All articles

How to Increase Image Resolution for Printing

The Free AI Upscaler Team5 min read

A photo can look perfect on your phone and still come out soft, pixelated, or muddy when you print it. That's because a screen and a sheet of paper ask very different things of an image. This guide explains what actually matters for print, how to work out the pixel size you need, and how to increase your image's resolution for free without uploading it anywhere.

DPI is not the number you think it is

Most print guidelines tell you to use "300 DPI," and most people then go hunting for a setting to change. That setting almost never does what they hope.

DPI (dots per inch) describes how many ink dots a printer lays down across one inch of paper. The matching property of your digital file is PPI (pixels per inch): how many pixels get packed into each printed inch. In everyday use the two terms get swapped around, so we'll talk about the practical version: how many pixels you need.

Here's the part that trips everyone up. Changing the DPI value stored in a file does not add a single pixel. It only changes a label that tells the printer how tightly to pack the pixels you already have. If your image is 1000 pixels wide and you set it to "300 DPI," you have told the printer to squeeze those 1000 pixels into about 3.3 inches. Stretch it wider than that and the printer has to spread thin data over more paper, which is exactly when prints go soft.

So the real question is never "what's my DPI." It's "do I have enough pixels for the size I want to print."

Work out the pixel size you actually need

The math is simple. Multiply the print size in inches by 300:

  • 4 x 6 photo → 1200 x 1800 pixels
  • 5 x 7 photo → 1500 x 2100 pixels
  • 8 x 10 photo → 2400 x 3000 pixels
  • 11 x 14 print → 3300 x 4200 pixels
  • 16 x 24 poster → 4800 x 7200 pixels

If your file already meets or beats those numbers, you don't need to do anything. Just send it to print at 300 DPI and you're set.

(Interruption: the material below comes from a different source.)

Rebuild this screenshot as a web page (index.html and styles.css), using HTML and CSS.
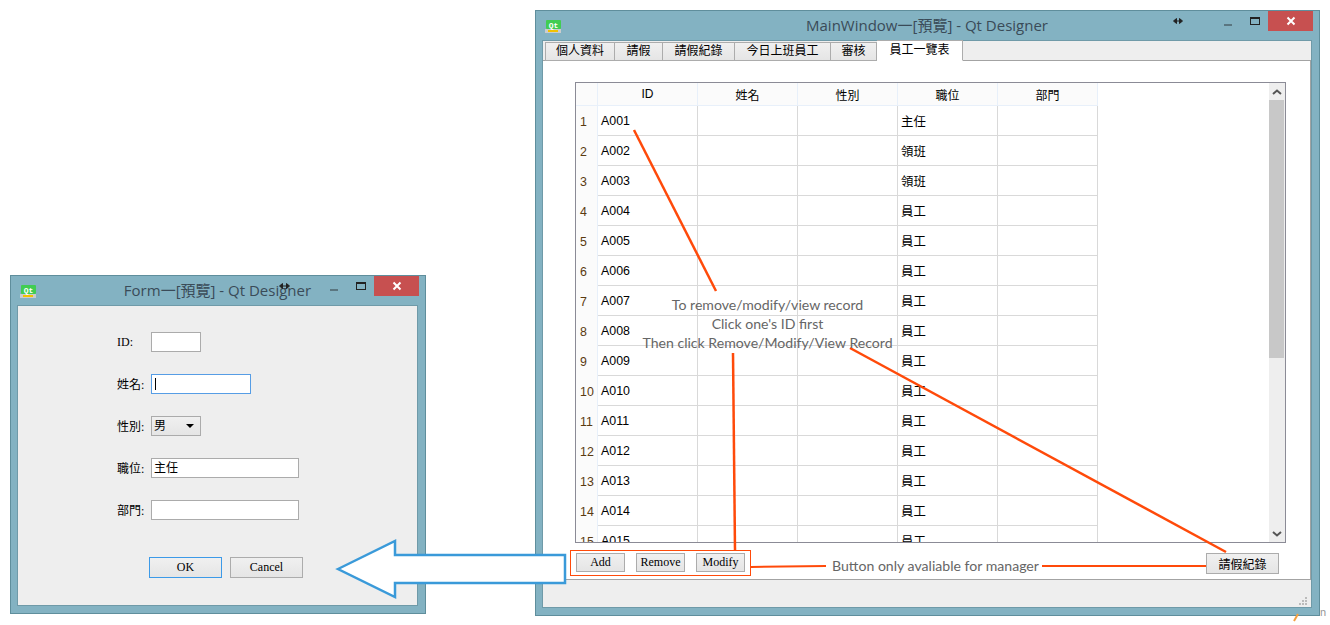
FILE: index.html
```html
<!DOCTYPE html>
<html lang="en">
<head>
    <meta charset="UTF-8">
    <meta name="viewport" content="width=device-width, initial-scale=1.0">
    <title>Qt Designer preview</title>
    <link rel="stylesheet" href="styles.css">
</head>
<body>
    <div class="desktop">

        <!-- employee form dialog -->
        <div class="window form-window">
            <div class="titlebar">
                <svg class="qt-icon" viewBox="0 0 16 13"><rect x="1" y="0" width="15" height="9" rx="1" fill="#41cd52"/><rect x="0" y="9" width="16" height="4" fill="#ccc"/><rect x="3" y="10" width="10" height="2" fill="#f2c200"/><text x="8.500" y="7.500" class="qt-text">Qt</text></svg>
                <span class="title-text">Form一[預覽] - Qt Designer</span>
                <div class="win-buttons">
                    <span class="win-min"></span>
                    <span class="win-max"></span>
                    <span class="win-close"><svg viewBox="0 0 10 10" width="10" height="10"><path d="M1.5 1.5 L8.5 8.5 M8.5 1.5 L1.5 8.5" stroke="#fff" stroke-width="2"/></svg></span>
                </div>
            </div>
            <div class="form-body">
                <div class="form-rows">
                    <div class="form-row"><label>ID:</label><div class="field field-s"></div></div>
                    <div class="form-row"><label>姓名:</label><div class="field field-m focused"><span class="caret"></span></div></div>
                    <div class="form-row"><label>性別:</label><div class="field field-s combo">男<span class="combo-arrow"></span></div></div>
                    <div class="form-row"><label>職位:</label><div class="field field-l">主任</div></div>
                    <div class="form-row"><label>部門:</label><div class="field field-l"></div></div>
                </div>
                <div class="form-actions">
                    <button class="qbtn qbtn-dialog default">OK</button>
                    <button class="qbtn qbtn-dialog">Cancel</button>
                </div>
            </div>
        </div>

        <!-- main window -->
        <div class="window main-window">
            <div class="titlebar">
                <svg class="qt-icon" viewBox="0 0 16 13"><rect x="1" y="0" width="15" height="9" rx="1" fill="#41cd52"/><rect x="0" y="9" width="16" height="4" fill="#ccc"/><rect x="3" y="10" width="10" height="2" fill="#f2c200"/><text x="8.500" y="7.500" class="qt-text">Qt</text></svg>
                <span class="title-text">MainWindow一[預覽] - Qt Designer</span>
                <div class="win-buttons">
                    <span class="win-min"></span>
                    <span class="win-max"></span>
                    <span class="win-close"><svg viewBox="0 0 10 10" width="10" height="10"><path d="M1.5 1.5 L8.5 8.5 M8.5 1.5 L1.5 8.5" stroke="#fff" stroke-width="2"/></svg></span>
                </div>
            </div>
            <div class="main-body">
                <div class="tabs">
                    <div class="tab t1">個人資料</div>
                    <div class="tab t2">請假</div>
                    <div class="tab t3">請假紀錄</div>
                    <div class="tab t4">今日上班員工</div>
                    <div class="tab t5">審核</div>
                    <div class="tab t6 active">員工一覽表</div>
                </div>
                <div class="panel">
                    <div class="table-box">
                        <div class="table-clip">
                            <table class="grid">
                                <thead>
                                    <tr><th class="rownum"></th><th>ID</th><th>姓名</th><th>性別</th><th>職位</th><th>部門</th></tr>
                                </thead>
                                <tbody id="rows"></tbody>
                            </table>
                        </div>
                        <div class="scrollbar">
                            <div class="scroll-btn"><svg viewBox="0 0 10 6" width="10" height="6"><path d="M1 5 L5 1.5 L9 5" fill="none" stroke="#555" stroke-width="2"/></svg></div>
                            <div class="scroll-track"><div class="scroll-thumb"></div></div>
                            <div class="scroll-btn"><svg viewBox="0 0 10 6" width="10" height="6"><path d="M1 1 L5 4.5 L9 1" fill="none" stroke="#555" stroke-width="2"/></svg></div>
                        </div>
                    </div>
                    <div class="panel-actions">
                        <div class="left-actions">
                            <button class="qbtn qbtn-small">Add</button>
                            <button class="qbtn qbtn-small">Remove</button>
                            <button class="qbtn qbtn-small">Modify</button>
                        </div>
                        <button class="qbtn qbtn-dialog">請假紀錄</button>
                    </div>
                </div>
                <div class="statusbar">
                    <svg class="grip" viewBox="0 0 9 9" width="9" height="9"><path d="M6 0h2v2H6zM3 3h2v2H3zM6 3h2v2H6zM0 6h2v2H0zM3 6h2v2H3zM6 6h2v2H6z" fill="#bbb"/></svg>
                </div>
            </div>
        </div>

        <!-- annotations drawn over the screenshot -->
        <svg class="overlay" viewBox="0 0 1330 625" width="1330" height="625">
            <g fill="none" stroke="#ff4a0a" stroke-width="2.500">
                <path d="M634 130 L716 291"/>
                <path d="M733 353 L735 550"/>
                <path d="M850 348 L1226 552"/>
                <path d="M751 567 L826 566" stroke-width="2"/>
                <path d="M1042 566 L1206 566" stroke-width="2"/>
                <rect x="570.5" y="550.5" width="180" height="25" stroke-width="1"/>
            </g>
            <path d="M338 569 L395 541 V555 H565 V583 H395 V597 Z" fill="#fff" stroke="#3a9ad9" stroke-width="2.500"/>
            <!-- resize cursors caught in the capture -->
            <g fill="#222" stroke="#222" stroke-width="1">
                <path d="M1176.500 18.500 L1173.500 21 L1176.500 23.500 Z M1179.500 18.500 L1182.500 21 L1179.500 23.500 Z M1176 21 H1180"/>
                <path d="M282.500 283.500 L279.500 286 L282.500 288.500 Z M286.500 283.500 L289.500 286 L286.500 288.500 Z M282 286 H287"/>
            </g>
            <path d="M1298 614 L1294 621" stroke="#f4a040" stroke-width="2"/>
        </svg>
        <div class="note note-how">
            <div>To remove/modify/view record</div>
            <div>Click one's ID first</div>
            <div>Then click Remove/Modify/View Record</div>
        </div>
        <div class="note note-manager">Button only avaliable for manager</div>
        <div class="note-stray">n</div>
    </div>

    <script>
        var jobs = ["主任", "領班", "領班"];
        var tbody = document.getElementById("rows");
        for (var i = 1; i <= 15; i++) {
            var num = ("00" + i).slice(-3);
            var job = jobs[i - 1] || "員工";
            var tr = document.createElement("tr");
            tr.innerHTML = '<td class="rownum">' + i + '</td><td>A' + num + '</td><td></td><td></td><td>' + job + '</td><td></td>';
            tbody.appendChild(tr);
        }
    </script>
</body>
</html>
```

FILE: styles.css
```css
* {
    box-sizing: border-box;
}
html, body {
    margin: 0;
    padding: 0;
    background: #fff;
}
.desktop {
    position: relative;
    width: 1330px;
    height: 625px;
    overflow: hidden;
    font-family: "Liberation Sans", "Noto Sans CJK TC", sans-serif;
}

/* windows */
.window {
    position: absolute;
    display: flex;
    flex-direction: column;
    background: #83b2c2;
    border: 1px solid #5f8e9c;
}
.main-window {
    left: 535px;
    top: 10px;
    width: 785px;
    height: 606px;
    padding: 0 7px 7px 6px;
}
.form-window {
    left: 10px;
    top: 275px;
    width: 416px;
    height: 339px;
    padding: 0 7px 7px 6px;
}
.titlebar {
    position: relative;
    height: 29px;
    flex: none;
    display: flex;
    justify-content: center;
    align-items: center;
}
.title-text {
    font-family: "Open Sans", "Noto Sans CJK TC", sans-serif;
    font-size: 15px;
    color: #3a4b58;
    margin-bottom: 3px;
}
.qt-icon {
    position: absolute;
    left: 3px;
    top: 9px;
    width: 16px;
    height: 13px;
}
.qt-text {
    font-family: "Liberation Mono", monospace;
    font-size: 8px;
    font-weight: bold;
    fill: #fff;
    text-anchor: middle;
}
.win-buttons {
    position: absolute;
    right: -1px;
    top: 0;
    display: flex;
    align-items: flex-start;
}
.win-min {
    width: 8px;
    height: 2px;
    background: #5a7680;
    margin: 13px 18px 0 0;
}
.win-max {
    width: 10px;
    height: 8px;
    border: 1px solid #222;
    border-top-width: 2px;
    margin: 6px 8px 0 0;
}
.win-close {
    width: 45px;
    height: 20px;
    background: #c75050;
    display: flex;
    align-items: center;
    justify-content: center;
}

/* form dialog */
.form-body {
    flex: 1;
    background: #eeeeee;
    border: 1px solid #6f9aa8;
    padding: 26px 0 0 99px;
    font-family: "Liberation Serif", "Noto Sans CJK TC", serif;
    font-size: 12px;
    color: #000;
}
.form-rows {
    display: flex;
    flex-direction: column;
    gap: 22px;
}
.form-row {
    display: flex;
    align-items: center;
    height: 20px;
}
.form-row label {
    width: 34px;
}
.field {
    height: 20px;
    background: #fff;
    border: 1px solid #ababab;
    padding-left: 2px;
    line-height: 18px;
    display: flex;
    align-items: center;
}
.field-s {
    width: 50px;
}
.field-m {
    width: 100px;
}
.field-l {
    width: 148px;
}
.focused {
    border-color: #569de5;
}
.caret {
    width: 1px;
    height: 12px;
    background: #000;
    margin-left: 1px;
}
.combo {
    position: relative;
    background: linear-gradient(#f0f0f0, #e5e5e5);
}
.combo-arrow {
    position: absolute;
    right: 6px;
    top: 7px;
    border-left: 4px solid transparent;
    border-right: 4px solid transparent;
    border-top: 4px solid #000;
}
.form-actions {
    display: flex;
    gap: 8px;
    margin: 37px 0 0 32px;
}

/* buttons */
.qbtn {
    font-family: "Liberation Serif", "Noto Sans CJK TC", serif;
    font-size: 12px;
    color: #000;
    background: linear-gradient(#f0f0f0, #e5e5e5);
    border: 1px solid #acacac;
    padding: 0;
}
.qbtn-dialog {
    width: 73px;
    height: 21px;
}
.qbtn-small {
    width: 49px;
    height: 19px;
}
.default {
    border-color: #3c9ae8;
}

/* main window body */
.main-body {
    flex: 1;
    display: flex;
    flex-direction: column;
    min-height: 0;
    background: #eeeeee;
    border: 1px solid #6f9aa8;
}
.tabs {
    flex: none;
    height: 20px;
    display: flex;
    align-items: flex-end;
    padding-left: 2px;
    position: relative;
    z-index: 1;
    margin-bottom: -1px;
}
.tab {
    height: 19px;
    background: linear-gradient(#f0f0f0, #e5e5e5);
    border: 1px solid #acacac;
    border-left-width: 0;
    font-size: 12px;
    line-height: 15px;
    color: #000;
    display: flex;
    align-items: center;
    justify-content: center;
}
.t1 {
    width: 70px;
    border-left-width: 1px;
}
.t2 {
    width: 48px;
}
.t3 {
    width: 72px;
}
.t4 {
    width: 96px;
}
.t5 {
    width: 46px;
}
.t6 {
    width: 86px;
}
.tab.active {
    height: 21px;
    background: #fff;
    border-bottom-color: #fff;
}
.panel {
    height: 520px;
    flex: none;
    background: #fff;
    border: 1px solid #a3a3a3;
    border-left: 0;
    padding: 21px 24px 0 32px;
    display: flex;
    flex-direction: column;
}
.table-box {
    height: 461px;
    flex: none;
    display: flex;
    border: 1px solid #8b8b96;
}
.table-clip {
    flex: 1;
    overflow: hidden;
}
.grid {
    border-collapse: separate;
    border-spacing: 0;
    table-layout: fixed;
    width: 522px;
    font-size: 12.4px;
    color: #000;
}
.grid th {
    width: 100px;
    height: 23px;
    padding: 0;
    font-size: 12px;
    font-weight: normal;
    background: #fbfbfb;
    border-right: 1px solid #e8f0fa;
    border-bottom: 1px solid #e8f0fa;
}
.grid th.rownum {
    width: 22px;
}
.grid td {
    height: 30px;
    padding: 0 0 0 3px;
    border-right: 1px solid #d9d9d9;
    border-bottom: 1px solid #d9d9d9;
    vertical-align: middle;
}
.grid td.rownum {
    padding: 2px 0 0 4px;
    background: #fbfbfb;
    border-right: 1px solid #e8f0fa;
    border-bottom: 0;
    color: #5a3a10;
}
.scrollbar {
    width: 16px;
    flex: none;
    display: flex;
    flex-direction: column;
    background: #eeeeee;
}
.scroll-btn {
    height: 17px;
    flex: none;
    display: flex;
    align-items: center;
    justify-content: center;
}
.scroll-track {
    flex: 1;
}
.scroll-thumb {
    height: 258px;
    background: #c8c8c8;
    margin-right: 1px;
}
.panel-actions {
    flex: 1;
    display: flex;
    justify-content: space-between;
    align-items: flex-start;
    padding: 10px 7px 0 1px;
}
.left-actions {
    display: flex;
    gap: 11px;
}
.statusbar {
    flex: 1;
    position: relative;
}
.grip {
    position: absolute;
    right: 3px;
    bottom: 1px;
}

/* annotations */
.overlay {
    position: absolute;
    left: 0;
    top: 0;
    pointer-events: none;
}
.note {
    position: absolute;
    font-family: "Lato", sans-serif;
    font-size: 14.1px;
    color: #666;
    white-space: nowrap;
}
.note-how {
    left: 617px;
    top: 295px;
    width: 301px;
    text-align: center;
    line-height: 19px;
}
.note-manager {
    left: 832px;
    top: 558px;
    line-height: 16px;
}
.note-stray {
    position: absolute;
    left: 1320px;
    top: 605px;
    font-family: "Lato", sans-serif;
    font-size: 11px;
    color: #999;
}
```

If it falls short, that gap is the whole problem, and it's the thing an upscaler is built to close.

300 is the standard for prints you hold in your hand, because that's roughly the limit of what the eye resolves at reading distance. For anything viewed from farther away you can go lower without anyone noticing. A wall poster looks great at 150 to 225 pixels per inch, and a large banner seen from across a room can drop well below that. The bigger and farther, the fewer pixels per inch you need.

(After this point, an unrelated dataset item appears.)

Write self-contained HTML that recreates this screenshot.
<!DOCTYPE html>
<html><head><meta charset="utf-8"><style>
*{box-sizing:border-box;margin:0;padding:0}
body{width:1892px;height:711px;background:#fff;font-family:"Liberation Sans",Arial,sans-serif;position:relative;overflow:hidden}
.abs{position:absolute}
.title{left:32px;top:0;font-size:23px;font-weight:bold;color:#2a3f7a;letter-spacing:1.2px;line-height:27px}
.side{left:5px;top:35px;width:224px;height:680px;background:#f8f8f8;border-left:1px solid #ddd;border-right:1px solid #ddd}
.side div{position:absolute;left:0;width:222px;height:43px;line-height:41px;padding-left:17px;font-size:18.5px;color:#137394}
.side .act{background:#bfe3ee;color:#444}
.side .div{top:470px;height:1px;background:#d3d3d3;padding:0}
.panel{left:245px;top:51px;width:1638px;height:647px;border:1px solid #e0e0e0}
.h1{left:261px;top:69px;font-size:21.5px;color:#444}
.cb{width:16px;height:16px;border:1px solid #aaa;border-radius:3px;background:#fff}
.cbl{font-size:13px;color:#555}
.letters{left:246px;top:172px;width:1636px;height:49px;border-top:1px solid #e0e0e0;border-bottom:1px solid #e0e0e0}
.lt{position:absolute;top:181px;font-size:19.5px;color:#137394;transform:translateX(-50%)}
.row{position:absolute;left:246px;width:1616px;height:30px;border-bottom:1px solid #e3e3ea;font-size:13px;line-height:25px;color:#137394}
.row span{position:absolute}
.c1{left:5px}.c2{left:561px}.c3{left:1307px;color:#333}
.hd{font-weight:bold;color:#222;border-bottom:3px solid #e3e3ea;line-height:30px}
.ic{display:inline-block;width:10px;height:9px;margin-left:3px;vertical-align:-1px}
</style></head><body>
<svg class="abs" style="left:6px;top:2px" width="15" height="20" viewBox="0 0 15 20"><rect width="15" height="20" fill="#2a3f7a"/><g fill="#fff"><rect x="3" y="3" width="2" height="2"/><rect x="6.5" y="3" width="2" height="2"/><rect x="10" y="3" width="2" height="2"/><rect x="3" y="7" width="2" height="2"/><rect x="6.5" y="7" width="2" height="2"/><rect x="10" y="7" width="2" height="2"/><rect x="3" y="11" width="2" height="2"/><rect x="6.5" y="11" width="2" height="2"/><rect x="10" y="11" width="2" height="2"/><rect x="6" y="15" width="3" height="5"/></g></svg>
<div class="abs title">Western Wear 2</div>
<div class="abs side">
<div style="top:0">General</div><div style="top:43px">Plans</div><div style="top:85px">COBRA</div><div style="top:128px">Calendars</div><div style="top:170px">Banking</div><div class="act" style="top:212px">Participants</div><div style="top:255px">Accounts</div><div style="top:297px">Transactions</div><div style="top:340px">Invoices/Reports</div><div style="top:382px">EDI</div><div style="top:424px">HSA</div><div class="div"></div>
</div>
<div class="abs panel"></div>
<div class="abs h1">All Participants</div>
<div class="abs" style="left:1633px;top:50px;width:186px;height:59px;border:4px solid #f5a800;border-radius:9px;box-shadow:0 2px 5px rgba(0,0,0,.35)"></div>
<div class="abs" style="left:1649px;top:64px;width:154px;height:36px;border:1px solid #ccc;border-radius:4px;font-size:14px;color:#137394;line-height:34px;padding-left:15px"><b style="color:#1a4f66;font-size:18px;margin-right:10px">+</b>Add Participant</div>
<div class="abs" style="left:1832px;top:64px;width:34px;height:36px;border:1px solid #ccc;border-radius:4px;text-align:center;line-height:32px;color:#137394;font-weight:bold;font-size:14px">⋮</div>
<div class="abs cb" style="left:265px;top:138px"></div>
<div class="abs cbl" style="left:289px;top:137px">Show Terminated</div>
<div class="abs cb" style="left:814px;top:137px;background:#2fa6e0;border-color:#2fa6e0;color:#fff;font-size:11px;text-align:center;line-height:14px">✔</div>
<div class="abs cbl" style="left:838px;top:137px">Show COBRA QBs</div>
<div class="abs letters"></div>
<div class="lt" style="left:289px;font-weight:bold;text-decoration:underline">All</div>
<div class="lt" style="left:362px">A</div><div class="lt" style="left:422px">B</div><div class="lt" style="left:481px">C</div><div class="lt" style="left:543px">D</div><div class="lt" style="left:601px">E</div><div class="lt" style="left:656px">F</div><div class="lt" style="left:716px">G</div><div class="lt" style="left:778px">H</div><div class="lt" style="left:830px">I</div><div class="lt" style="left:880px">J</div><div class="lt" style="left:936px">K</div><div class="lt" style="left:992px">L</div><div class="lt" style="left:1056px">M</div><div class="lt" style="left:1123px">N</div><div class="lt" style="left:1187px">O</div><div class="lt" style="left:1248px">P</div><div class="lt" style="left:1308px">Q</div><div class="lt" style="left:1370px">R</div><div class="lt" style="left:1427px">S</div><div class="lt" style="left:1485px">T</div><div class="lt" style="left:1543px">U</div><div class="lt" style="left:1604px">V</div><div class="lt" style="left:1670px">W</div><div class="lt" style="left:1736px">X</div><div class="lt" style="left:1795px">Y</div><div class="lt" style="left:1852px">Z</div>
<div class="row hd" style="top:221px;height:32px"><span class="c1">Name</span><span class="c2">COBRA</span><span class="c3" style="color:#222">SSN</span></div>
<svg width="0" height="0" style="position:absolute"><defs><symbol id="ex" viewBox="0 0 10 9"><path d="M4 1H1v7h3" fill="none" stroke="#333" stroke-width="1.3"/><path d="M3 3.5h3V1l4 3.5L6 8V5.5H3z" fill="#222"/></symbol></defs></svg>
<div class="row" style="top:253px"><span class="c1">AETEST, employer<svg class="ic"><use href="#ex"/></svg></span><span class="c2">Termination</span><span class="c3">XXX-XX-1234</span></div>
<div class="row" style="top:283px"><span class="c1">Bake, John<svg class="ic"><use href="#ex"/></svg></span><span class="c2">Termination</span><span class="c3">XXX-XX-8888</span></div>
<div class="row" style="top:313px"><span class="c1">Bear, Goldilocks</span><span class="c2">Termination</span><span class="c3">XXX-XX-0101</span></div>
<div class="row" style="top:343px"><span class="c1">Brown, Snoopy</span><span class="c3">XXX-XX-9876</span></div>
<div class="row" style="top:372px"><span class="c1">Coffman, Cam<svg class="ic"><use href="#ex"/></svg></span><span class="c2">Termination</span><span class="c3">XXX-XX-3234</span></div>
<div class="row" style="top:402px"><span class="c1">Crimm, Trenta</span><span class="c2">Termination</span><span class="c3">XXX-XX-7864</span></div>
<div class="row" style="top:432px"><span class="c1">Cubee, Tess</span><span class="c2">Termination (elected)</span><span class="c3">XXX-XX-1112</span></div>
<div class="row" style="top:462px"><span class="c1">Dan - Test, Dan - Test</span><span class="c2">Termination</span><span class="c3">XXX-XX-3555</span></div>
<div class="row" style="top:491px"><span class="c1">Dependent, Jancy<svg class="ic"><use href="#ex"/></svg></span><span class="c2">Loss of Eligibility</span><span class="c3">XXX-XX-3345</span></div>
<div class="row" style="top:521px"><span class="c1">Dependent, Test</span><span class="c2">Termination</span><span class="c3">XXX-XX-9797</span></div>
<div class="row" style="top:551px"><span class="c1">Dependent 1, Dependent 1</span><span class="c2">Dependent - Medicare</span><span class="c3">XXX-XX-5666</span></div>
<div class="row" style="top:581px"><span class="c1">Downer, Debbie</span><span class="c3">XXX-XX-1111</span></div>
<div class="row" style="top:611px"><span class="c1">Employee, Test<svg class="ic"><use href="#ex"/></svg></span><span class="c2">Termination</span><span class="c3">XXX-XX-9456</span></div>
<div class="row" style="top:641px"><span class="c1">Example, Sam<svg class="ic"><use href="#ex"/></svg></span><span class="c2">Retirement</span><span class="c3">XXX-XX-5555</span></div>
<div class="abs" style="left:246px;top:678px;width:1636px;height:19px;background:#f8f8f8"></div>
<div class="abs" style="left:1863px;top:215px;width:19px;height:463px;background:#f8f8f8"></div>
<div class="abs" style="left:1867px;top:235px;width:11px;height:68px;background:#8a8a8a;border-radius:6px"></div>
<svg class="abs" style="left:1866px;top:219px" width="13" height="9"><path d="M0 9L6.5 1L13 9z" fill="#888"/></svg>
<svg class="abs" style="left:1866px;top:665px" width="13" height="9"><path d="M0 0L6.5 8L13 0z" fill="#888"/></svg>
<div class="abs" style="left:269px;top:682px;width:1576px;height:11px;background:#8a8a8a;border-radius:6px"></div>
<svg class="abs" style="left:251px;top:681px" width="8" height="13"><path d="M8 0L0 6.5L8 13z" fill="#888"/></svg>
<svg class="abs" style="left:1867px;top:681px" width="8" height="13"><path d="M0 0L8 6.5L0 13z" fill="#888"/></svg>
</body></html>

How to increase the resolution properly

To genuinely raise resolution you have to add pixels, and the pixels have to be plausible. Stretching a small image in most editors just makes each existing pixel bigger, so you get a larger but blurrier picture, sometimes with jagged edges. That's enlargement, not more detail.

AI upscaling is the difference. Instead of smearing the pixels you have, a super-resolution model rebuilds the image at a higher pixel count, inferring edges and texture from the millions of photos it learned from. The result is a file that's both larger and sharper, which is what print needs. If you want the full explanation of how that works, see what AI image upscaling is and how it works.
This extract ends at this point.